| TASK DIRECTIONS |
Locate each line below that includes "React" and reproduce it.

| TASK INPUTS |
-- BEGIN --

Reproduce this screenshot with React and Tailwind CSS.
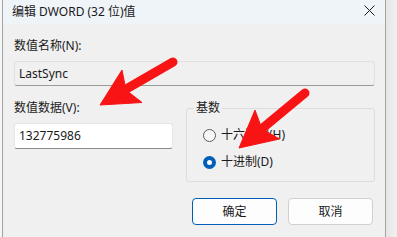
import React from 'react';

const font = { fontFamily: '"Noto Sans", "Noto Sans CJK SC", sans-serif' };

function Radio({ checked, label }) {
  return (
    <label className="flex items-center h-[16px] gap-[5px] text-[12px] leading-[16px] text-[#1a1a1a]">
      {checked ? (
        <span className="w-[13px] h-[13px] rounded-full bg-[#005fb8] flex items-center justify-center">
          <span className="w-[5px] h-[5px] rounded-full bg-white" />
        </span>
      ) : (
        <span className="w-[13px] h-[13px] rounded-full border border-[#5c5c5c] bg-[#f7f7f7]" />
      )}
      <span>{label}</span>
    </label>
  );
}

function Arrows() {
  return (
    <svg className="absolute inset-0 pointer-events-none" width="397" height="237" viewBox="0 0 397 237">
      <g fill="#f81414" stroke="#f81414">
        <line x1="173" y1="62" x2="128" y2="88" strokeWidth="9" strokeLinecap="round" />
        <polygon points="100,105 122,70 126,90 142,102.5" strokeWidth="1" strokeLinejoin="round" />
        <line x1="305" y1="93" x2="264" y2="127" strokeWidth="9" strokeLinecap="round" />
        <polygon points="239,148 255,110 262,129 279.5,139" strokeWidth="1" strokeLinejoin="round" />
      </g>
    </svg>
  );
}

export default function App() {
  return (
    <div className="relative w-[397px] h-[237px] flex overflow-hidden bg-[#f3f3f3]" style={font}>
      <div className="w-[2px] bg-[#f6f6f6]" />

      {/* Dialog */}
      <div className="w-[384px] h-full flex flex-col bg-[#f0f0f0] border-l border-r border-[#a3a3a3]">
        {/* Title bar */}
        <div className="h-[24px] flex items-center justify-between bg-[#eff4f9] pl-[9px] pr-[10px]">
          <span className="text-[12px] text-[#1a1a1a]">编辑 DWORD (32 位)值</span>
          <svg width="11" height="11" viewBox="0 0 11 11" className="mb-[4px]">
            <path d="M0.5 0.5 L10.5 10.5 M10.5 0.5 L0.5 10.5" stroke="#1a1a1a" strokeWidth="1" />
          </svg>
        </div>

        {/* Body */}
        <div className="flex flex-col pl-[11px] pr-[10px] pt-[14px] text-[12px] leading-[16px] text-[#1a1a1a]">
          <span>数值名称(N):</span>
          <div className="mt-[7px] h-[25px] flex items-center px-[4px] bg-[#f0f0f0] border border-[#e0e0e0] border-b-[#9a9a9a] rounded-[3px]">
            LastSync
          </div>

          <div className="mt-[14px] flex gap-[13px]">
            <div className="w-[159px] flex flex-col">
              <span>数值数据(V):</span>
              <div className="mt-[7px] h-[26px] flex items-center px-[4px] bg-white border border-[#e5e5e5] border-b-[#8a8a8a] rounded-[3px]">
                132775986
              </div>
            </div>

            <fieldset className="w-[189px] h-[81px] mt-[1px] border border-[#dcdcdc] rounded-[3px] pl-[16px] pt-[12px] flex flex-col gap-[11px]">
              <legend className="ml-[-9px] px-[2px] leading-[14px]">基数</legend>
              <Radio label="十六进制(H)" />
              <Radio checked label="十进制(D)" />
            </fieldset>
          </div>

          <div className="mt-[16px] flex justify-end gap-[11px] pr-[2px]">
            <button className="w-[85px] h-[27px] rounded-[4px] bg-[#fdfdfd] border-[1.5px] border-[#005fb8] text-[12px]">
              确定
            </button>
            <button className="w-[85px] h-[27px] rounded-[4px] bg-[#fdfdfd] border border-[#d0d0d0] text-[12px]">
              取消
            </button>
          </div>
        </div>
      </div>

      <div className="flex-1 bg-gradient-to-r from-[#e6e6e6] to-[#f0f0f0]" />

      <Arrows />
    </div>
  );
}
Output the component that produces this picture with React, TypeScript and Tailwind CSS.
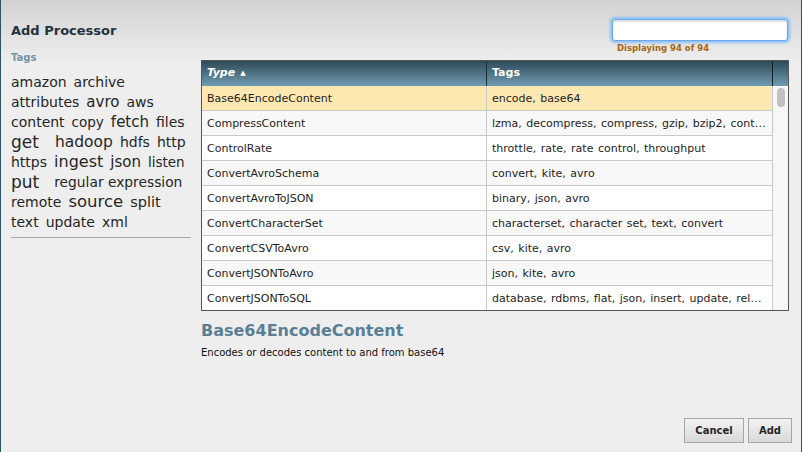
import React from 'react';

interface Tag {
  name: string;
  size: string;
  extra?: string;
}

const tags: Tag[] = [
  { name: 'amazon', size: 'text-[14px]' },
  { name: 'archive', size: 'text-[14px]' },
  { name: 'attributes', size: 'text-[14px]' },
  { name: 'avro', size: 'text-[15px]' },
  { name: 'aws', size: 'text-[14px]' },
  { name: 'content', size: 'text-[14px]' },
  { name: 'copy', size: 'text-[13.5px]' },
  { name: 'fetch', size: 'text-[15px]' },
  { name: 'files', size: 'text-[14px]' },
  { name: 'get', size: 'text-[17px]', extra: 'mr-[9px]' },
  { name: 'hadoop', size: 'text-[15.5px]' },
  { name: 'hdfs', size: 'text-[14px]' },
  { name: 'http', size: 'text-[14px]' },
  { name: 'https', size: 'text-[14px]' },
  { name: 'ingest', size: 'text-[16px]' },
  { name: 'json', size: 'text-[15px]' },
  { name: 'listen', size: 'text-[13.5px]' },
  { name: 'put', size: 'text-[17px]', extra: 'mr-[8px]' },
  { name: 'regular expression', size: 'text-[13.8px]' },
  { name: 'remote', size: 'text-[14px]' },
  { name: 'source', size: 'text-[16.5px]' },
  { name: 'split', size: 'text-[14.5px]' },
  { name: 'text', size: 'text-[14px]' },
  { name: 'update', size: 'text-[14px]' },
  { name: 'xml', size: 'text-[14px]' },
];

const processors = [
  ['Base64EncodeContent', 'encode, base64'],
  ['CompressContent', 'lzma, decompress, compress, gzip, bzip2, content'],
  ['ControlRate', 'throttle, rate, rate control, throughput'],
  ['ConvertAvroSchema', 'convert, kite, avro'],
  ['ConvertAvroToJSON', 'binary, json, avro'],
  ['ConvertCharacterSet', 'characterset, character set, text, convert'],
  ['ConvertCSVToAvro', 'csv, kite, avro'],
  ['ConvertJSONToAvro', 'json, kite, avro'],
  ['ConvertJSONToSQL', 'database, rdbms, flat, json, insert, update, relational, sql'],
];

export default function App() {
  return (
    <div className="w-[802px] h-[452px] flex border-x border-[#2b5565] bg-[linear-gradient(to_bottom,#d2d2d2_0px,#eeeeee_62px)] font-['DejaVu_Sans',sans-serif] text-[#222]">
      {/* left: title + tag cloud */}
      <div className="w-[180px] ml-[10px] pt-[23px] flex flex-col">
        <h1 className="text-[13px] leading-[16px] font-bold text-[#22333d]">Add Processor</h1>
        <div className="mt-[13px] text-[10px] leading-[12px] font-bold text-[#7592a4]">Tags</div>
        <div className="mt-2 flex flex-wrap items-end gap-x-[7px] text-[#262626]">
          {tags.map(t => (
            <span key={t.name} className={`h-5 leading-5 whitespace-nowrap ${t.size} ${t.extra ?? ''}`}>
              {t.name}
            </span>
          ))}
        </div>
        <div className="mt-[5px] border-t border-[#a9a9a9]" />
      </div>

      {/* right: search, table, details, buttons */}
      <div className="w-[588px] ml-[10px] pt-[19px] pb-[9px] flex flex-col">
        <div className="self-end w-[176px] mr-[1px] flex flex-col">
          <input
            className="h-[22px] w-full bg-white rounded-[3px] border border-[#6aa7ec] shadow-[0_0_3px_2px_#8cc0f5,inset_0_2px_2px_#dddddd] outline-none"
          />
          <div className="pl-[5px] mt-[1px] text-[8.5px] leading-[12px] font-bold text-[#a8650f]">Displaying 94 of 94</div>
        </div>

        <div className="mt-[6px] border border-[#555] bg-white">
          <div className="flex h-[25px] bg-[linear-gradient(to_bottom,#2e4a58,#6f9cb1)] text-white text-[11px] font-bold">
            <div className="w-[285px] border-r border-[#1c2e37] px-[5px] flex items-center gap-[5px]">
              <span className="italic">Type</span>
              <span className="text-[7px] leading-none">▲</span>
            </div>
            <div className="flex-1 border-r border-[#141f25] px-[5px] flex items-center">Tags</div>
            <div className="w-[15px]" />
          </div>
          <div className="flex h-[224px] overflow-hidden">
            <div className="flex-1 min-w-0 border-r border-[#c9c9c9]">
              {processors.map(([type, tagList], i) => (
                <div
                  key={type}
                  className={`flex h-[25px] border-b border-[#c9c9c9] text-[11px] leading-[25px] text-[#1e1e1e] ${
                    i === 0 ? 'bg-[#fee8b2]' : i % 2 === 1 ? 'bg-[#f8f8f8]' : 'bg-white'
                  }`}
                >
                  <div className="w-[285px] shrink-0 border-r border-[#c9c9c9] px-[5px]">{type}</div>
                  <div className="flex-1 min-w-0 pl-[5px] pr-[4px] truncate [word-spacing:1px]">{tagList}</div>
                </div>
              ))}
            </div>
            <div className="w-[15px] shrink-0 bg-[#f7f7f7] flex justify-center pt-[2px]">
              <div className="w-[8px] h-[19px] rounded-full bg-[#c1c1c1]" />
            </div>
          </div>
        </div>

        <h2 className="mt-[10px] text-[16px] leading-[20px] font-bold text-[#5a7f95]">Base64EncodeContent</h2>
        <p className="mt-[5px] text-[10px] leading-[14px] text-[#111]">Encodes or decodes content to and from base64</p>

        <div className="mt-auto -mr-[3px] flex justify-end gap-[4px]">
          <button className="w-[60px] h-[25px] border border-[#a6a6a6] bg-[linear-gradient(to_bottom,#f2f2f2,#d9d9d9)] text-[10px] font-bold text-[#262626]">
            Cancel
          </button>
          <button className="w-[44px] h-[25px] border border-[#a6a6a6] bg-[linear-gradient(to_bottom,#f2f2f2,#d9d9d9)] text-[10px] font-bold text-[#262626]">
            Add
          </button>
        </div>
      </div>
    </div>
  );
}
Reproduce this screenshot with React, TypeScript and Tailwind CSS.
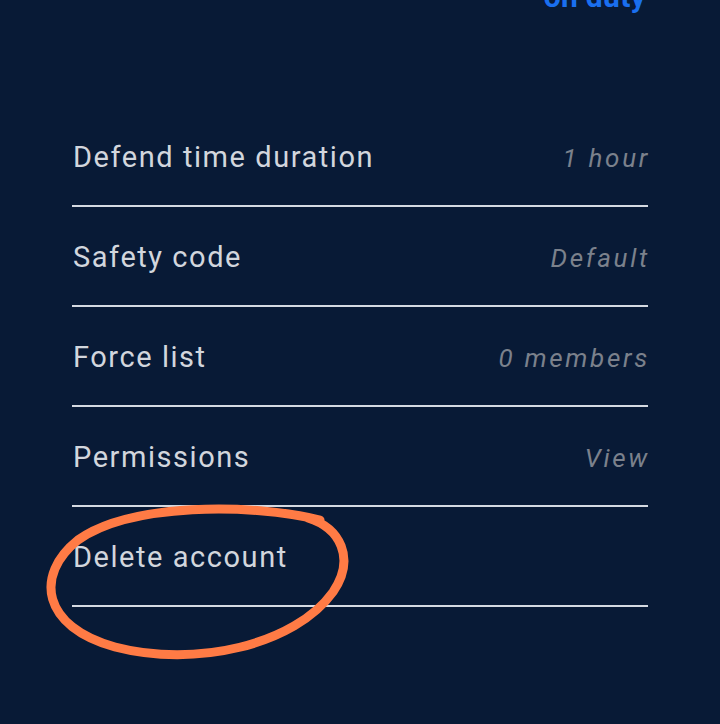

-- END --

| ANSWER BELOW |
Reproduce this screenshot with React and Tailwind CSS.
import React from 'react';
Output the component that produces this picture with React, TypeScript and Tailwind CSS.
import React from 'react';
Reproduce this screenshot with React, TypeScript and Tailwind CSS.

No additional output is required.